» **SHORT TASK**: Print the entries verbatim, leaving out the images they contain.

» **SUPPLIED RECORDS**:
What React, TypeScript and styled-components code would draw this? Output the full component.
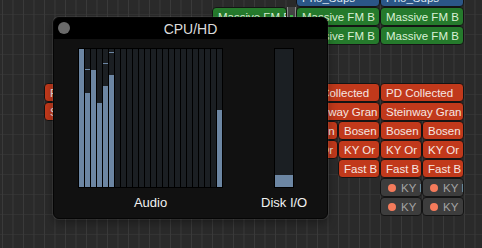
import styled, { createGlobalStyle, css } from 'styled-components';

const GlobalStyle = createGlobalStyle`
  html, body {
    margin: 0;
    padding: 0;
    background: #2a2a2a;
    overflow: hidden;
  }
`;

const Canvas = styled.div`
  position: relative;
  width: 482px;
  height: 248px;
  overflow: hidden;
  padding-left: 2px;
  box-sizing: border-box;
  background-color: #2a2a2a;
  background-image:
    linear-gradient(to right, #3a3a3a 1px, transparent 1px),
    linear-gradient(to bottom, #333 1px, transparent 1px);
  background-size: 10.5px 20px, 10.5px 20px;
  background-position: 2px 0, 0 14px;
  font-family: 'Liberation Sans', Arial, sans-serif;
`;

const ClipGrid = styled.div`
  display: grid;
  grid-template-columns: repeat(12, 42px);
  grid-template-rows: repeat(12, 19px);
  margin-top: -12px;
`;

type Tone = 'blue' | 'green' | 'red' | 'gray';

const tones: Record<Tone, { bg: string; fg: string }> = {
  blue: { bg: '#2b5687', fg: '#dfe8f2' },
  green: { bg: '#257a2c', fg: '#d9f1d6' },
  red: { bg: '#c1391b', fg: '#f6e7e2' },
  gray: { bg: '#3d3d3d', fg: '#a3a3a3' },
};

const Clip = styled.div<{ $col: number; $row: number; $span: number; $tone: Tone; $trim?: boolean }>`
  grid-column: ${({ $col, $span }) => `${$col} / span ${$span}`};
  grid-row: ${({ $row }) => $row};
  display: flex;
  align-items: center;
  gap: 5px;
  box-sizing: border-box;
  height: 19px;
  padding: 0 3px 0 5px;
  border: 1px solid #141414;
  border-radius: 4px;
  background: ${({ $tone }) => tones[$tone].bg};
  color: ${({ $tone }) => tones[$tone].fg};
  font-size: 11.5px;
  white-space: nowrap;
  overflow: hidden;
  ${({ $trim }) =>
    $trim &&
    css`
      width: calc(100% - 9px);
    `}
`;

const Dot = styled.span`
  flex: none;
  width: 8px;
  height: 8px;
  border-radius: 50%;
  background: #f57b5b;
  margin-left: 2px;
`;

const ClipTail = styled.div<{ $col: number; $row: number }>`
  grid-column: ${({ $col }) => $col};
  grid-row: ${({ $row }) => $row};
  justify-self: end;
  width: 9px;
  box-sizing: border-box;
  border-left: 1px solid #8a8a8a;
  border-right: 1px solid #8a8a8a;
  background: #444;
  display: flex;
  align-items: center;
  justify-content: center;

  &::after {
    content: '';
    width: 3px;
    height: 4px;
    background: #3bbf4a;
  }
`;

const Window = styled.div`
  position: absolute;
  left: 53px;
  top: 17px;
  width: 275px;
  height: 202px;
  box-sizing: border-box;
  display: flex;
  flex-direction: column;
  background: #111;
  border: 1px solid #050505;
  border-radius: 6px;
  overflow: hidden;
  box-shadow: 0 0 0 1px rgba(255, 255, 255, 0.07), 0 4px 10px rgba(0, 0, 0, 0.35);
`;

const TitleBar = styled.div`
  position: relative;
  flex: none;
  height: 21px;
  background: #000;
  display: flex;
  align-items: center;
  justify-content: center;
  color: #dcdcdc;
  font-size: 14px;
`;

const CloseButton = styled.span`
  position: absolute;
  left: 4px;
  top: 4px;
  width: 12px;
  height: 12px;
  border-radius: 50%;
  background: #6a6a6a;
`;

const Body = styled.div`
  flex: 1;
  display: flex;
  align-items: flex-start;
  gap: 38px;
  padding: 9px 0 0 24px;
`;

const MeterColumn = styled.div`
  display: flex;
  flex-direction: column;
  align-items: center;
`;

const MeterFrame = styled.div<{ $width: number }>`
  display: flex;
  gap: 1px;
  width: ${({ $width }) => $width}px;
  height: 140px;
  box-sizing: border-box;
  padding: 1px;
  background: #000;
`;

const Bar = styled.div`
  position: relative;
  flex: 1;
  background: #1b1f23;
`;

const Fill = styled.div`
  position: absolute;
  left: 0;
  right: 0;
  bottom: 0;
  background: #6c86a3;
`;

const Peak = styled.div`
  position: absolute;
  left: 0;
  right: 0;
  height: 1px;
  background: #6c86a3;
`;

const Label = styled.div`
  margin-top: 7px;
  color: #f2f2f2;
  font-size: 13px;
  line-height: 15px;
  white-space: nowrap;
`;

const audio: { level: number; peak?: number }[] = [
  { level: 1 },
  { level: 0.68, peak: 0.85 },
  { level: 0.85 },
  { level: 0.61 },
  { level: 0.73, peak: 0.89 },
  { level: 0.81, peak: 0.97 },
  ...Array.from({ length: 17 }, () => ({ level: 0 })),
  { level: 0.56 },
];

const clips: { col: number; row: number; span: number; tone: Tone; text: string; trim?: boolean; dot?: boolean }[] = [
  { col: 8, row: 1, span: 2, tone: 'blue', text: 'Pno_Sups' },
  { col: 10, row: 1, span: 2, tone: 'blue', text: 'Pno_Sups' },
  { col: 6, row: 2, span: 2, tone: 'green', text: 'Massive FM B', trim: true },
  { col: 8, row: 2, span: 2, tone: 'green', text: 'Massive FM B' },
  { col: 10, row: 2, span: 2, tone: 'green', text: 'Massive FM B' },
  { col: 8, row: 3, span: 2, tone: 'green', text: 'Massive FM B' },
  { col: 10, row: 3, span: 2, tone: 'green', text: 'Massive FM B' },
  { col: 2, row: 6, span: 2, tone: 'red', text: 'PD Collected' },
  { col: 8, row: 6, span: 2, tone: 'red', text: 'PD Collected' },
  { col: 10, row: 6, span: 2, tone: 'red', text: 'PD Collected' },
  { col: 2, row: 7, span: 2, tone: 'red', text: 'Steinway Gran' },
  { col: 8, row: 7, span: 2, tone: 'red', text: 'Steinway Gran' },
  { col: 10, row: 7, span: 2, tone: 'red', text: 'Steinway Gran' },
  ...[8, 9, 10, 11].map((col) => ({ col, row: 8, span: 1, tone: 'red' as Tone, text: 'Bosen' })),
  ...[8, 9, 10, 11].map((col) => ({ col, row: 9, span: 1, tone: 'red' as Tone, text: 'KY Or' })),
  ...[9, 10, 11].map((col) => ({ col, row: 10, span: 1, tone: 'red' as Tone, text: 'Fast B' })),
  ...[10, 11].map((col) => ({ col, row: 11, span: 1, tone: 'gray' as Tone, text: 'KY I', dot: true })),
  ...[10, 11].map((col) => ({ col, row: 12, span: 1, tone: 'gray' as Tone, text: 'KY', dot: true })),
];

export default function App() {
  return (
    <>
      <GlobalStyle />
      <Canvas>
        <ClipGrid>
          {clips.map((c, i) => (
            <Clip key={i} $col={c.col} $row={c.row} $span={c.span} $tone={c.tone} $trim={c.trim}>
              {c.dot && <Dot />}
              {c.text}
            </Clip>
          ))}
          <ClipTail $col={7} $row={2} />
        </ClipGrid>

        <Window>
          <TitleBar>
            <CloseButton />
            CPU/HD
          </TitleBar>
          <Body>
            <MeterColumn>
              <MeterFrame $width={145}>
                {audio.map((b, i) => (
                  <Bar key={i}>
                    <Fill style={{ height: `${b.level * 100}%` }} />
                    {b.peak && <Peak style={{ bottom: `${b.peak * 100}%` }} />}
                  </Bar>
                ))}
              </MeterFrame>
              <Label>Audio</Label>
            </MeterColumn>
            <MeterColumn>
              <MeterFrame $width={20}>
                <Bar>
                  <Fill style={{ height: '12px' }} />
                </Bar>
              </MeterFrame>
              <Label>Disk I/O</Label>
            </MeterColumn>
          </Body>
        </Window>
      </Canvas>
    </>
  );
}
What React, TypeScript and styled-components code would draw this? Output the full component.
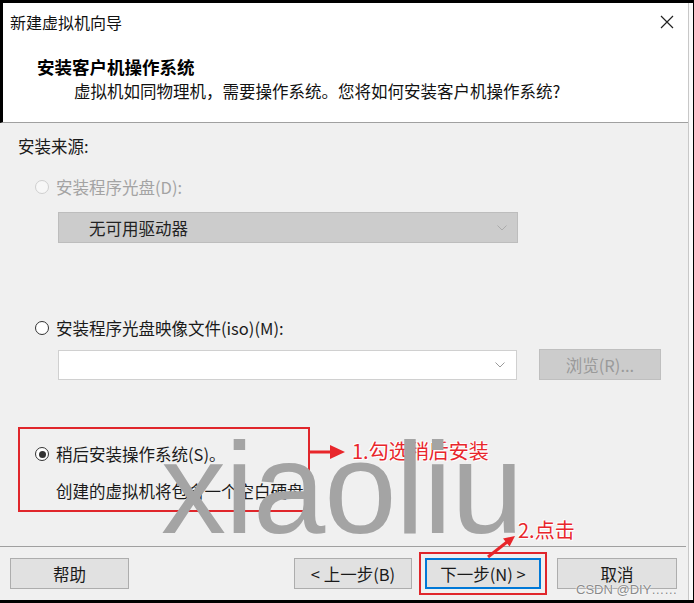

» **SOLVED PROBLEM**:
What React, TypeScript and styled-components code would draw this? Output the full component.
import styled, { createGlobalStyle, css } from 'styled-components';

const GlobalStyle = createGlobalStyle`
  html, body {
    margin: 0;
    padding: 0;
    background: #2a2a2a;
    overflow: hidden;
  }
`;

const Canvas = styled.div`
  position: relative;
  width: 482px;
  height: 248px;
  overflow: hidden;
  padding-left: 2px;
  box-sizing: border-box;
  background-color: #2a2a2a;
  background-image:
    linear-gradient(to right, #3a3a3a 1px, transparent 1px),
    linear-gradient(to bottom, #333 1px, transparent 1px);
  background-size: 10.5px 20px, 10.5px 20px;
  background-position: 2px 0, 0 14px;
  font-family: 'Liberation Sans', Arial, sans-serif;
`;

const ClipGrid = styled.div`
  display: grid;
  grid-template-columns: repeat(12, 42px);
  grid-template-rows: repeat(12, 19px);
  margin-top: -12px;
`;

type Tone = 'blue' | 'green' | 'red' | 'gray';

const tones: Record<Tone, { bg: string; fg: string }> = {
  blue: { bg: '#2b5687', fg: '#dfe8f2' },
  green: { bg: '#257a2c', fg: '#d9f1d6' },
  red: { bg: '#c1391b', fg: '#f6e7e2' },
  gray: { bg: '#3d3d3d', fg: '#a3a3a3' },
};

const Clip = styled.div<{ $col: number; $row: number; $span: number; $tone: Tone; $trim?: boolean }>`
  grid-column: ${({ $col, $span }) => `${$col} / span ${$span}`};
  grid-row: ${({ $row }) => $row};
  display: flex;
  align-items: center;
  gap: 5px;
  box-sizing: border-box;
  height: 19px;
  padding: 0 3px 0 5px;
  border: 1px solid #141414;
  border-radius: 4px;
  background: ${({ $tone }) => tones[$tone].bg};
  color: ${({ $tone }) => tones[$tone].fg};
  font-size: 11.5px;
  white-space: nowrap;
  overflow: hidden;
  ${({ $trim }) =>
    $trim &&
    css`
      width: calc(100% - 9px);
    `}
`;

const Dot = styled.span`
  flex: none;
  width: 8px;
  height: 8px;
  border-radius: 50%;
  background: #f57b5b;
  margin-left: 2px;
`;

const ClipTail = styled.div<{ $col: number; $row: number }>`
  grid-column: ${({ $col }) => $col};
  grid-row: ${({ $row }) => $row};
  justify-self: end;
  width: 9px;
  box-sizing: border-box;
  border-left: 1px solid #8a8a8a;
  border-right: 1px solid #8a8a8a;
  background: #444;
  display: flex;
  align-items: center;
  justify-content: center;

  &::after {
    content: '';
    width: 3px;
    height: 4px;
    background: #3bbf4a;
  }
`;

const Window = styled.div`
  position: absolute;
  left: 53px;
  top: 17px;
  width: 275px;
  height: 202px;
  box-sizing: border-box;
  display: flex;
  flex-direction: column;
  background: #111;
  border: 1px solid #050505;
  border-radius: 6px;
  overflow: hidden;
  box-shadow: 0 0 0 1px rgba(255, 255, 255, 0.07), 0 4px 10px rgba(0, 0, 0, 0.35);
`;

const TitleBar = styled.div`
  position: relative;
  flex: none;
  height: 21px;
  background: #000;
  display: flex;
  align-items: center;
  justify-content: center;
  color: #dcdcdc;
  font-size: 14px;
`;

const CloseButton = styled.span`
  position: absolute;
  left: 4px;
  top: 4px;
  width: 12px;
  height: 12px;
  border-radius: 50%;
  background: #6a6a6a;
`;

const Body = styled.div`
  flex: 1;
  display: flex;
  align-items: flex-start;
  gap: 38px;
  padding: 9px 0 0 24px;
`;

const MeterColumn = styled.div`
  display: flex;
  flex-direction: column;
  align-items: center;
`;

const MeterFrame = styled.div<{ $width: number }>`
  display: flex;
  gap: 1px;
  width: ${({ $width }) => $width}px;
  height: 140px;
  box-sizing: border-box;
  padding: 1px;
  background: #000;
`;

const Bar = styled.div`
  position: relative;
  flex: 1;
  background: #1b1f23;
`;

const Fill = styled.div`
  position: absolute;
  left: 0;
  right: 0;
  bottom: 0;
  background: #6c86a3;
`;

const Peak = styled.div`
  position: absolute;
  left: 0;
  right: 0;
  height: 1px;
  background: #6c86a3;
`;

const Label = styled.div`
  margin-top: 7px;
  color: #f2f2f2;
  font-size: 13px;
  line-height: 15px;
  white-space: nowrap;
`;

const audio: { level: number; peak?: number }[] = [
  { level: 1 },
  { level: 0.68, peak: 0.85 },
  { level: 0.85 },
  { level: 0.61 },
  { level: 0.73, peak: 0.89 },
  { level: 0.81, peak: 0.97 },
  ...Array.from({ length: 17 }, () => ({ level: 0 })),
  { level: 0.56 },
];

const clips: { col: number; row: number; span: number; tone: Tone; text: string; trim?: boolean; dot?: boolean }[] = [
  { col: 8, row: 1, span: 2, tone: 'blue', text: 'Pno_Sups' },
  { col: 10, row: 1, span: 2, tone: 'blue', text: 'Pno_Sups' },
  { col: 6, row: 2, span: 2, tone: 'green', text: 'Massive FM B', trim: true },
  { col: 8, row: 2, span: 2, tone: 'green', text: 'Massive FM B' },
  { col: 10, row: 2, span: 2, tone: 'green', text: 'Massive FM B' },
  { col: 8, row: 3, span: 2, tone: 'green', text: 'Massive FM B' },
  { col: 10, row: 3, span: 2, tone: 'green', text: 'Massive FM B' },
  { col: 2, row: 6, span: 2, tone: 'red', text: 'PD Collected' },
  { col: 8, row: 6, span: 2, tone: 'red', text: 'PD Collected' },
  { col: 10, row: 6, span: 2, tone: 'red', text: 'PD Collected' },
  { col: 2, row: 7, span: 2, tone: 'red', text: 'Steinway Gran' },
  { col: 8, row: 7, span: 2, tone: 'red', text: 'Steinway Gran' },
  { col: 10, row: 7, span: 2, tone: 'red', text: 'Steinway Gran' },
  ...[8, 9, 10, 11].map((col) => ({ col, row: 8, span: 1, tone: 'red' as Tone, text: 'Bosen' })),
  ...[8, 9, 10, 11].map((col) => ({ col, row: 9, span: 1, tone: 'red' as Tone, text: 'KY Or' })),
  ...[9, 10, 11].map((col) => ({ col, row: 10, span: 1, tone: 'red' as Tone, text: 'Fast B' })),
  ...[10, 11].map((col) => ({ col, row: 11, span: 1, tone: 'gray' as Tone, text: 'KY I', dot: true })),
  ...[10, 11].map((col) => ({ col, row: 12, span: 1, tone: 'gray' as Tone, text: 'KY', dot: true })),
];

export default function App() {
  return (
    <>
      <GlobalStyle />
      <Canvas>
        <ClipGrid>
          {clips.map((c, i) => (
            <Clip key={i} $col={c.col} $row={c.row} $span={c.span} $tone={c.tone} $trim={c.trim}>
              {c.dot && <Dot />}
              {c.text}
            </Clip>
          ))}
          <ClipTail $col={7} $row={2} />
        </ClipGrid>

        <Window>
          <TitleBar>
            <CloseButton />
            CPU/HD
          </TitleBar>
          <Body>
            <MeterColumn>
              <MeterFrame $width={145}>
                {audio.map((b, i) => (
                  <Bar key={i}>
                    <Fill style={{ height: `${b.level * 100}%` }} />
                    {b.peak && <Peak style={{ bottom: `${b.peak * 100}%` }} />}
                  </Bar>
                ))}
              </MeterFrame>
              <Label>Audio</Label>
            </MeterColumn>
            <MeterColumn>
              <MeterFrame $width={20}>
                <Bar>
                  <Fill style={{ height: '12px' }} />
                </Bar>
              </MeterFrame>
              <Label>Disk I/O</Label>
            </MeterColumn>
          </Body>
        </Window>
      </Canvas>
    </>
  );
}
What React, TypeScript and styled-components code would draw this? Output the full component.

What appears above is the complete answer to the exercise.